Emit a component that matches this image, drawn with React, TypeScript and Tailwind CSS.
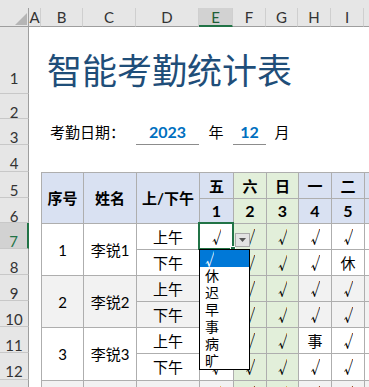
import React from "react";

const TC = "flex items-center justify-center border-l border-t border-[#aeaeae] text-[15px] leading-[18px] whitespace-nowrap overflow-hidden";

function Mark({ v }: { v: string }) {
  if (v !== "√") return <span className="font-['Noto_Sans_CJK_SC',sans-serif]">{v}</span>;
  return (
    <span className="inline-block w-[9px] h-[16px] overflow-hidden leading-[16px] text-[16px] font-['Noto_Sans_CJK_SC',sans-serif]">
      <span className="inline-block translate-y-[-1px]">√</span>
    </span>
  );
}

function RH({ n, sel, tall }: { n: number; sel?: boolean; tall?: boolean }) {
  return (
    <div
      className={`flex justify-center border-b border-b-[#c8c8c8] text-[15px] leading-[18px] ${
        sel
          ? "bg-[#d2d2d2] text-[#217346] border-r-2 border-r-[#217346]"
          : "bg-[#e6e6e6] text-[#333333] border-r border-r-[#9e9e9e]"
      } ${tall ? "pt-[42px]" : "pt-[9px]"}`}
    >
      {n}
    </div>
  );
}

function CH({ l, sel }: { l: string; sel?: boolean }) {
  return (
    <div
      className={`flex items-center justify-center border-r border-r-[#cfcfcf] text-[15px] leading-[18px] ${
        sel
          ? "bg-[#d2d2d2] text-[#1e5e36] border-b-2 border-b-[#217346]"
          : "bg-[#e6e6e6] text-[#333333] border-b border-b-[#9e9e9e]"
      }`}
    >
      {l}
    </div>
  );
}

type Person = { n: string; name: string; am: string[]; pm: string[]; gray: boolean };

const ALL = ["√", "√", "√", "√", "√", "√"];
const persons: Person[] = [
  { n: "1", name: "李锐1", am: ALL, pm: ["√", "√", "√", "√", "休", "√"], gray: false },
  { n: "2", name: "李锐2", am: ALL, pm: ALL, gray: true },
  { n: "3", name: "李锐3", am: ["√", "√", "√", "事", "√", "√"], pm: ALL, gray: false },
  { n: "4", name: "李锐4", am: ALL, pm: ALL, gray: true },
];

function DayCells({ vals, gray }: { vals: string[]; gray: boolean }) {
  return (
    <>
      {vals.map((v, i) => {
        const weekend = i === 1 || i === 2;
        const bg = weekend ? "bg-[#e2efda]" : gray ? "bg-[#f2f2f2]" : "bg-white";
        return (
          <div key={i} className={`${TC} ${bg}`}>
            <Mark v={v} />
          </div>
        );
      })}
    </>
  );
}

export default function App() {
  const items = ["√", "休", "迟", "早", "事", "病", "旷"];
  return (
    <div className="relative w-[369px] h-[387px] overflow-hidden bg-white text-black font-['Lato','Noto_Sans_CJK_SC',sans-serif]">
      <div className="h-[8px] bg-[#e6e6e6]" />
      <div className="grid grid-cols-[29px_12px_42px_53px_63px_34px_33px_32px_33px_33px_33px] grid-rows-[19px_67px_25px_26px_27px_26px_25px_26px_26px_26px_26px_26px_27px_26px] auto-rows-[26px]">
        {/* column header row */}
        <div className="relative bg-[#e6e6e6] border-r border-r-[#9e9e9e] border-b border-b-[#9e9e9e]">
          <svg className="absolute left-[15px] top-[5px]" width="12" height="12" viewBox="0 0 12 12">
            <path d="M12 0V12H0Z" fill="#b5b5b5" />
          </svg>
        </div>
        <CH l="A" />
        <CH l="B" />
        <CH l="C" />
        <CH l="D" />
        <CH l="E" sel />
        <CH l="F" />
        <CH l="G" />
        <CH l="H" />
        <CH l="I" />
        <CH l="J" />

        {/* row 1: title */}
        <RH n={1} tall />
        <div />
        <div className="col-span-9 pl-[6px] pt-[24px] text-[35px] leading-[35px] text-[#1f4e79] font-['Noto_Sans_CJK_SC',sans-serif] whitespace-nowrap">
          智能考勤统计表
        </div>

        {/* row 2 */}
        <RH n={2} />
        <div className="col-span-10" />

        {/* row 3 */}
        <RH n={3} />
        <div />
        <div className="col-span-2 flex items-center pl-[9px] text-[15px] font-['Noto_Sans_CJK_SC',sans-serif] whitespace-nowrap">
          考勤日期：
        </div>
        <div className="flex items-center justify-center border-b border-b-[#8c8c8c] text-[16px] font-bold text-[#0070c0]">
          2023
        </div>
        <div className="flex items-center justify-center text-[15px]">年</div>
        <div className="flex items-center justify-center border-b border-b-[#8c8c8c] text-[16px] font-bold text-[#0070c0]">
          12
        </div>
        <div className="flex items-center justify-center text-[15px]">月</div>
        <div className="col-span-3" />

        {/* row 4 */}
        <RH n={4} />
        <div className="col-span-10" />

        {/* row 5 */}
        <RH n={5} />
        <div />
        <div className={`${TC} row-span-2 bg-[#d9e1f2] font-bold`}>序号</div>
        <div className={`${TC} row-span-2 bg-[#d9e1f2] font-bold`}>姓名</div>
        <div className={`${TC} row-span-2 bg-[#d9e1f2] font-bold`}>上/下午</div>
        <div className={`${TC} bg-[#d9e1f2] font-bold`}>五</div>
        <div className={`${TC} bg-[#e2efda] font-bold`}>六</div>
        <div className={`${TC} bg-[#e2efda] font-bold`}>日</div>
        <div className={`${TC} bg-[#d9e1f2] font-bold`}>一</div>
        <div className={`${TC} bg-[#d9e1f2] font-bold`}>二</div>
        <div className={`${TC} bg-[#d9e1f2] font-bold`}>三</div>

        {/* row 6 */}
        <RH n={6} />
        <div />
        <div className={`${TC} bg-[#d9e1f2] font-bold text-[16px]`}>1</div>
        <div className={`${TC} bg-[#e2efda] font-bold text-[16px]`}>2</div>
        <div className={`${TC} bg-[#e2efda] font-bold text-[16px]`}>3</div>
        <div className={`${TC} bg-[#d9e1f2] font-bold text-[16px]`}>4</div>
        <div className={`${TC} bg-[#d9e1f2] font-bold text-[16px]`}>5</div>
        <div className={`${TC} bg-[#d9e1f2] font-bold text-[16px]`}>6</div>

        {persons.map((p, idx) => {
          const bg = p.gray ? "bg-[#f2f2f2]" : "bg-white";
          const r = 7 + idx * 2;
          return (
            <React.Fragment key={p.n}>
              <RH n={r} sel={r === 7} />
              <div />
              <div className={`${TC} row-span-2 ${bg}`}>{p.n}</div>
              <div className={`${TC} row-span-2 ${bg}`}>{p.name}</div>
              <div className={`${TC} ${bg}`}>上午</div>
              <DayCells vals={p.am} gray={p.gray} />
              <RH n={r + 1} />
              <div />
              <div className={`${TC} ${bg}`}>下午</div>
              <DayCells vals={p.pm} gray={p.gray} />
            </React.Fragment>
          );
        })}
      </div>

      {/* selection of E7 */}
      <div className="absolute left-[198px] top-[222px] w-[36px] h-[28px] border-2 border-[#217346]" />
      <div className="absolute left-[230px] top-[246px] w-[6px] h-[6px] bg-[#217346] border border-white" />

      {/* dropdown button */}
      <div className="absolute left-[235px] top-[233px] w-[15px] h-[14px] bg-[#e3e3e3] border border-[#a9a9a9] flex items-center justify-center">
        <svg width="7" height="4" viewBox="0 0 7 4">
          <path d="M0 0H7L3.5 4Z" fill="#555555" />
        </svg>
      </div>

      {/* dropdown list */}
      <div className="absolute left-[199px] top-[249px] w-[51px] h-[121px] bg-white border border-black flex flex-col">
        {items.map((it, i) => (
          <div
            key={it}
            className={`h-[17px] flex items-center pl-[5px] text-[14px] leading-[17px] font-['Noto_Sans_CJK_SC',sans-serif] ${
              i === 0 ? "bg-[#0078d7] text-white" : "text-black"
            }`}
          >
            <Mark v={it} />
          </div>
        ))}
      </div>
    </div>
  );
}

▶ **Given exercise**:
Repeat only the lines between the start of the data and the line with "items-center justify-center border-l", including those two lines, and skip the pictures.

▶ **Expected output**:
Emit a component that matches this image, drawn with React, TypeScript and Tailwind CSS.
import React from "react";

const TC = "flex items-center justify-center border-l border-t border-[#aeaeae] text-[15px] leading-[18px] whitespace-nowrap overflow-hidden";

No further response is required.